We Believe Terroir Matters


‘We believe terroir matters’ is far more than a brand tagline.  Terroir means ‘a sense of place’.  It is: “a concept that encompasses the influence and inter-action of soil, sub-soil, exposure, orientation, climate and micro-climate on the growing of a plant ”.   It illuminates everything we do.  It assumes that the land imparts a unique quality to the grain that grows for us on a particular site.

As the malting barley is gathered in by our Islay farming partners who have been growing for Bruichladdich, it becomes apparent just how much the crop varies from place to place even within the confines of our island, or an individual farm.

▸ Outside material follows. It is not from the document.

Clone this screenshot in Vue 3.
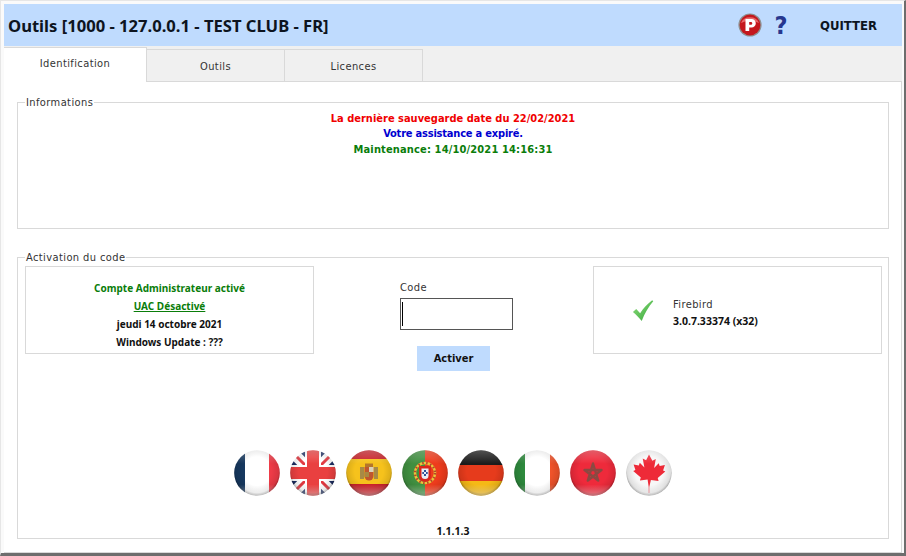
<script setup>
</script>

<template>
  <div class="window">
    <header class="title-bar">
      <h1 class="title">Outils [1000 - 127.0.0.1 - TEST CLUB - FR]</h1>
      <div class="title-actions">
        <svg class="help-p" width="24" height="24" viewBox="0 0 24 24">
          <circle cx="12" cy="12" r="11.6" fill="#8f8f8f" />
          <circle cx="12" cy="12" r="10.400" fill="#c4171d" />
          <path d="M3 10a9.500 8.500 0 0 1 18 0a12 6 0 0 0-18 0z" fill="#e8686a" />
          <path d="M7.500 6h6a4.300 4.300 0 0 1 0 8.600h-2.300V18H7.500zM11.200 9v2.800h1.700a1.400 1.400 0 0 0 0-2.800z" fill="#fff" fill-rule="evenodd" />
        </svg>
        <span class="help-q">?</span>
        <button class="quit">QUITTER</button>
      </div>
    </header>

    <nav class="tabs">
      <div class="tab active">Identification</div>
      <div class="tab">Outils</div>
      <div class="tab">Licences</div>
    </nav>

    <main class="panel">
      <fieldset class="group info">
        <legend>Informations</legend>
        <p class="red">La dernière sauvegarde date du 22/02/2021</p>
        <p class="blue tight">Votre assistance a expiré.</p>
        <p class="green wide">Maintenance: 14/10/2021 14:16:31</p>
      </fieldset>

      <fieldset class="group activation">
        <legend>Activation du code</legend>
        <div class="row">
          <div class="box status">
            <p class="green">Compte Administrateur activé</p>
            <p class="green link">UAC Désactivé</p>
            <p>jeudi 14 octobre 2021</p>
            <p>Windows Update : ???</p>
          </div>

          <div class="code-col">
            <label class="code-label">Code</label>
            <div class="code-input"><span class="caret"></span></div>
            <button class="activate">Activer</button>
          </div>

          <div class="box firebird">
            <svg class="check" width="22" height="23" viewBox="0 0 24 24">
              <defs>
                <linearGradient id="checkFill" x1="0" y1="0" x2="1" y2="1">
                  <stop offset="0" stop-color="#8fdc7c" />
                  <stop offset="1" stop-color="#35a83a" />
                </linearGradient>
              </defs>
              <path d="M1 13.500l3.600-3.200 4.300 4.600C12.500 9.500 16.500 5 22 .8l1.200 1.200C18 8 14 15 10.600 23.500 7.500 19.500 4.500 16.500 1 13.500z" fill="url(#checkFill)" />
            </svg>
            <div class="fb-text">
              <div class="fb-name">Firebird</div>
              <div class="fb-version">3.0.7.33374 (x32)</div>
            </div>
          </div>
        </div>

        <div class="flags">
          <!-- France -->
          <svg class="flag" viewBox="0 0 46 46">
            <defs>
              <clipPath id="disc"><circle cx="23" cy="23" r="22.8" /></clipPath>
              <radialGradient id="shade" cx="50%" cy="46%" r="52%">
                <stop offset="0.6" stop-color="#000" stop-opacity="0" />
                <stop offset="0.9" stop-color="#000" stop-opacity="0.1" />
                <stop offset="1" stop-color="#000" stop-opacity="0.35" />
              </radialGradient>
              <linearGradient id="gloss" x1="0" y1="0" x2="0" y2="1">
                <stop offset="0" stop-color="#fff" stop-opacity="0.25" />
                <stop offset="0.3" stop-color="#fff" stop-opacity="0" />
                <stop offset="0.75" stop-color="#fff" stop-opacity="0" />
                <stop offset="1" stop-color="#fff" stop-opacity="0.4" />
              </linearGradient>
              <filter id="soft"><feGaussianBlur stdDeviation="0.35" /></filter>
            </defs>
            <g clip-path="url(#disc)">
              <g filter="url(#soft)">
                <rect width="46" height="46" fill="#fff" />
                <rect width="11" height="46" fill="#12385f" />
                <rect x="35" width="11" height="46" fill="#ee3b47" />
              </g>
              <circle cx="23" cy="23" r="23" fill="url(#shade)" />
              <rect width="46" height="46" fill="url(#gloss)" />
            </g>
          </svg>

          <!-- Royaume-Uni -->
          <svg class="flag" viewBox="0 0 46 46">
            <g clip-path="url(#disc)">
              <g filter="url(#soft)">
                <rect width="46" height="46" fill="#1c2f63" />
                <path d="M0 0L46 46M46 0L0 46" stroke="#fff" stroke-width="11" />
                <path d="M0 0L46 46M46 0L0 46" stroke="#e2393f" stroke-width="3" />
                <path d="M23 0V46M0 23H46" stroke="#fff" stroke-width="16" />
                <path d="M23 0V46M0 23H46" stroke="#e9413f" stroke-width="12" />
              </g>
              <circle cx="23" cy="23" r="23" fill="url(#shade)" />
              <rect width="46" height="46" fill="url(#gloss)" />
            </g>
          </svg>

          <!-- Espagne -->
          <svg class="flag" viewBox="0 0 46 46">
            <g clip-path="url(#disc)">
              <g filter="url(#soft)">
                <rect width="46" height="46" fill="#c8202a" />
                <rect y="9" width="46" height="25" fill="#f6c21c" />
                <rect x="14" y="17" width="4" height="12" fill="#a78a45" />
                <rect x="28" y="17" width="4" height="12" fill="#a78a45" />
                <path d="M19 13.500h8v4h-8z" fill="#b5762a" />
                <path d="M18.500 17h9v9a4.500 4.500 0 0 1-9 0z" fill="#c0562f" />
                <rect x="23" y="17" width="4.500" height="5" fill="#d9d2b8" />
                <rect x="18.500" y="22" width="4.500" height="5" fill="#a9883f" />
              </g>
              <circle cx="23" cy="23" r="23" fill="url(#shade)" />
              <rect width="46" height="46" fill="url(#gloss)" />
            </g>
          </svg>

          <!-- Portugal -->
          <svg class="flag" viewBox="0 0 46 46">
            <g clip-path="url(#disc)">
              <g filter="url(#soft)">
                <rect width="46" height="46" fill="#ee3a1d" />
                <rect width="23" height="46" fill="#3f8f3f" />
                <circle cx="23" cy="23" r="10" fill="none" stroke="#e9c43a" stroke-width="2.500" />
                <circle cx="23" cy="23" r="10" fill="none" stroke="#b5472a" stroke-width="2.500" stroke-dasharray="1.500 2.500" />
                <path d="M17 16h12v10a6 6 0 0 1-12 0z" fill="#d8281f" />
                <path d="M19.500 18.500h7v7a3.500 3.500 0 0 1-7 0z" fill="#e8edf3" />
                <path d="M22 20h2v2h-2zM22 24h2v2h-2zM20.300 22h1.700v2h-1.700zM24 22h1.700v2H24z" fill="#2e4f96" />
              </g>
              <circle cx="23" cy="23" r="23" fill="url(#shade)" />
              <rect width="46" height="46" fill="url(#gloss)" />
            </g>
          </svg>

          <!-- Allemagne -->
          <svg class="flag" viewBox="0 0 46 46">
            <g clip-path="url(#disc)">
              <g filter="url(#soft)">
                <rect width="46" height="15" fill="#1c1c1c" />
                <rect y="15" width="46" height="16" fill="#e63a1e" />
                <rect y="31" width="46" height="15" fill="#f5b914" />
              </g>
              <circle cx="23" cy="23" r="23" fill="url(#shade)" />
              <rect width="46" height="46" fill="url(#gloss)" />
            </g>
          </svg>

          <!-- Italie -->
          <svg class="flag" viewBox="0 0 46 46">
            <g clip-path="url(#disc)">
              <g filter="url(#soft)">
                <rect width="46" height="46" fill="#fff" />
                <rect width="11" height="46" fill="#2f8a3d" />
                <rect x="36" width="10" height="46" fill="#f0532a" />
              </g>
              <circle cx="23" cy="23" r="23" fill="url(#shade)" />
              <rect width="46" height="46" fill="url(#gloss)" />
            </g>
          </svg>

          <!-- Maroc -->
          <svg class="flag" viewBox="0 0 46 46">
            <g clip-path="url(#disc)">
              <g filter="url(#soft)">
                <rect width="46" height="46" fill="#ee2a3a" />
                <path d="M23 13.500l5.200 17-13.700-10.500h17L17.800 30.500z" fill="none" stroke="#8a4a42" stroke-width="2.400" stroke-linejoin="round" />
              </g>
              <circle cx="23" cy="23" r="23" fill="url(#shade)" />
              <rect width="46" height="46" fill="url(#gloss)" />
            </g>
          </svg>

          <!-- Canada -->
          <svg class="flag" viewBox="0 0 46 46">
            <g clip-path="url(#disc)">
              <g filter="url(#soft)">
                <rect width="46" height="46" fill="#f7f7f7" />
                <path d="M23 4.500l3.400 6.300 3.400-1.800-1.700 9 4.600-4.800 1 2.700 5.200-1-1.800 5.700 2.200 1-7.600 6.400.9 2.900-7.700-1L23.300 37v6h-.6v-6l-1.100-7.600-7.700 1 .9-2.900-7.600-6.400 2.200-1L7.600 14.400l5.200 1 1-2.700 4.600 4.800-1.700-9 3.400 1.800z" fill="#ee2938" />
              </g>
              <circle cx="23" cy="23" r="23" fill="url(#shade)" />
              <rect width="46" height="46" fill="url(#gloss)" />
            </g>
          </svg>
        </div>

        <div class="build">1.1.1.3</div>
      </fieldset>
    </main>
  </div>
</template>

<style>
html,
body {
  margin: 0;
  background: #f4f4f4;
}
</style>

<style scoped>
.window {
  width: 906px;
  height: 556px;
  box-sizing: border-box;
  padding: 3px 2px 2px 3px;
  display: flex;
  flex-direction: column;
  background: #fafafa;
  border-top: 1px solid #e6e6e6;
  border-right: 2px solid #6d6d6d;
  border-bottom: 3px solid #6d6d6d;
  border-left: 1px solid #e6e6e6;
  font-family: "DejaVu Sans Condensed", "DejaVu Sans", sans-serif;
  font-size: 11px;
  color: #111;
}

.title-bar {
  height: 42px;
  flex: none;
  display: flex;
  align-items: center;
  justify-content: space-between;
  background: #bfdbfe;
  padding-left: 4px;
}

.title {
  margin: 0;
  font-family: "Noto Sans", sans-serif;
  font-size: 16.6px;
  font-weight: 700;
  color: #0d1420;
}

.title-actions {
  display: flex;
  align-items: center;
}

.help-p {
  margin-right: 11px;
}

.help-q {
  width: 16px;
  margin-right: 6px;
  font-size: 25px;
  font-weight: 700;
  line-height: 1;
  color: #27378f;
  text-align: center;
}

.quit {
  width: 107px;
  border: 0;
  background: none;
  padding: 0;
  font: 700 13px "DejaVu Sans Condensed", "DejaVu Sans", sans-serif;
  color: #0d1420;
}

.tabs {
  flex: none;
  height: 36px;
  box-sizing: border-box;
  display: flex;
  align-items: flex-end;
  background: #f0f0f0;
  border-bottom: 1px solid #d9d9d9;
}

.tab {
  width: 138px;
  height: 32px;
  box-sizing: border-box;
  display: flex;
  align-items: center;
  justify-content: center;
  padding-top: 1px;
  border: 1px solid #d9d9d9;
  border-left: 0;
  border-bottom: 0;
  background: #f0f0f0;
  color: #333;
  letter-spacing: 0.4px;
}

.tab.active {
  width: 143px;
  height: 35px;
  margin-bottom: -1px;
  padding: 0 0 3px;
  background: #fff;
}

.panel {
  flex: 1;
  display: flex;
  flex-direction: column;
  gap: 22px;
  padding: 13px 12px 13px 13px;
  background: #fff;
  border-right: 1px solid #d9d9d9;
  border-bottom: 1px solid #d9d9d9;
}

.group {
  margin: 0;
  min-width: 0;
  border: 1px solid #d9d9d9;
  box-sizing: border-box;
  padding: 0;
}

.group legend {
  margin-left: 7px;
  padding: 0 1px;
  font-weight: 400;
  color: #333;
  letter-spacing: 0.4px;
}

.group p {
  margin: 0;
}

.info {
  height: 134px;
  font-weight: 700;
  line-height: 15.5px;
}

.info p {
  text-align: center;
}

.red {
  color: #f00000;
}

.blue {
  color: #0000d0;
}

.green {
  color: #0a7d0a;
}

.tight {
  letter-spacing: -0.2px;
}

.wide {
  letter-spacing: 0.15px;
}

.activation {
  flex: 1;
  min-height: 0;
  display: flex;
  flex-direction: column;
  padding: 2px 7px 0;
}

.activation legend {
  margin-left: 0;
}

.row {
  display: grid;
  grid-template-columns: 289px 279px 289px;
  grid-template-rows: 88px;
}

.box {
  box-sizing: border-box;
  border: 1px solid #d9d9d9;
}

.status {
  display: flex;
  flex-direction: column;
  justify-content: center;
  padding-top: 10px;
  text-align: center;
  font-family: "Noto Sans", sans-serif;
  font-size: 10px;
  font-weight: 700;
  line-height: 18px;
}

.link {
  text-decoration: underline;
}

.code-col {
  display: flex;
  flex-direction: column;
  align-items: flex-start;
  padding: 15px 0 0 86px;
}

.code-label {
  flex: none;
  height: 17px;
  line-height: 14px;
  color: #333;
  letter-spacing: 0.4px;
}

.code-input {
  width: 113px;
  height: 32px;
  box-sizing: border-box;
  flex: none;
  border: 1px solid #555;
  background: #fff;
  padding: 3px 1px;
}

.caret {
  display: block;
  width: 1px;
  height: 24px;
  background: #000;
}

.activate {
  flex: none;
  width: 73px;
  height: 25px;
  margin: 16px 0 0 17px;
  border: 0;
  padding: 0;
  background: #bfdbfe;
  font: 700 11px "DejaVu Sans Condensed", "DejaVu Sans", sans-serif;
  color: #111;
}

.firebird {
  display: flex;
  align-items: center;
  padding-left: 38px;
  gap: 19px;
}

.check {
  flex: none;
}

.fb-text {
  margin-top: 6px;
  line-height: 16px;
}

.fb-name {
  color: #333;
  letter-spacing: 0.4px;
}

.fb-version {
  font-family: "Noto Sans", sans-serif;
  font-size: 10.5px;
  font-weight: 700;
}

.flags {
  display: flex;
  justify-content: center;
  gap: 10px;
  margin-top: 96px;
}

.flag {
  width: 46px;
  height: 46px;
  flex: none;
}

.build {
  margin-top: 28px;
  text-align: center;
  font-family: "Noto Sans", sans-serif;
  font-size: 10.5px;
  font-weight: 700;
  line-height: 14px;
}
</style>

The 2013 harvest at Octomore Farm is an interesting object lesson in how complex this can be on the ground.  The fields used to grow the barley are rotated after a few years and this year a new one has been planted, one that has never grown malting barley before.  This new field is lower and closer to the shores of Loch Indaal.   The bottom third is quite level, but then it rises up a gentle slope as you climb away from the sea.

Although we had a poor spring, cold and wet, it has been a very good summer with plenty of warmth and sunshine lighting up the long days coupled with regular rainfall to keep things moving.  James Brown sowed late this year, and although the excellent growing conditions saw it saw it make steady progress, his barley was not ready for the combine until last weekend.


Octomore Spring

The terroir of the Octomore field is quite complicated and the crop on the higher slope, the top two thirds of the field, ripened significantly faster than that on the lower flat ground  So much so that only the top part has been gathered in so far – the grain in the bottom section will have to wait a while…

If the barley can vary so dramatically from one end of a field to the other, imagine the variations possible as you move from farm to farm?  Or from Islay to the mainland, or from the west of the country to the east?

The whisky industry has historically shown little interest in the provenance of the barley it uses.  The law says that Scotch whisky has to be distilled in Scotland, but it does not even require the barley to be Scottish.  Much of it isn’t.

At Bruichladdich, we use 100% Scottish barley.  Around a quarter of our Scottish barley comes from Islay where farmers have been growing for us since 2004.  Some of that grain has been distilled from island-wide sources, some of it has been distilled in groups of farms, some from single farms and some can be traced to individual fields.

Our current release of Islay Barley, has single field provenance, grown at Rockside during 2006, and was distilled in 2007.

Our aim is to produce the most thought provoking whisky possible.  With spirit from a decade of Scottish and Islay harvests maturing in our warehouses, there are fascinating times ahead.